Shares of Ericsson (NASDAQ:ERIC) are tanking on Friday, down by 10% as of 11:40 a.m. EDT, after the company reported second-quarter earnings. The results came in below expectations, due in part to weakness in China.
Revenue in the second quarter came in at 54.9 billion Swedish kronor ($632.7 million), which missed the consensus estimate of 57.6 billion SEK. That all resulted in earnings per share of 1.1 SEK ($0.13), compared with the 1.23 SEK per share that analysts were expecting. The telecommunications company, which provides equipment and infrastructure, attributed the shortfall to weak demand in China.
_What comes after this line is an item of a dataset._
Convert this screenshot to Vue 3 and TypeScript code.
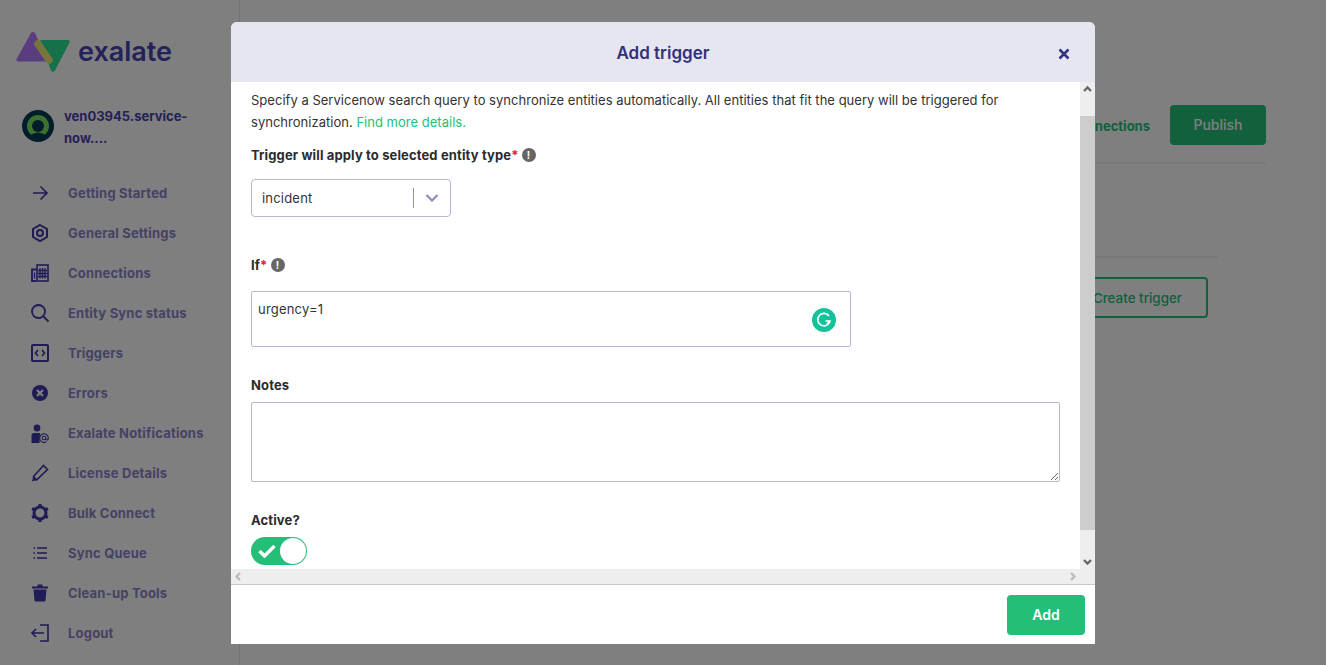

Ericsson had previously hoped to capitalize on China’s deployment of 5G technology but acknowledged that it no longer expects to win those contracts. Sweden recently banned 5G equipment purchases from China’s Huawei over national security concerns, with Ericsson getting caught in the crossfire as China retaliates.
In an interview with Barron’s, CFO Carl Mellander warned that investors should expect Ericsson to have “materially lower market share” going forward. Ericsson will seek to compensate for weakness in China by strengthening its position in other markets, according to the finance chief. On the bright side, the broader radio access network (RAN) market is showing strong signs and is now forecast to grow 10% in 2021, up from a previous expectation of 3%.
Ericsson’s release contrasts to Finnish peer Nokia, which said earlier this week that it expects to boost its full-year outlook.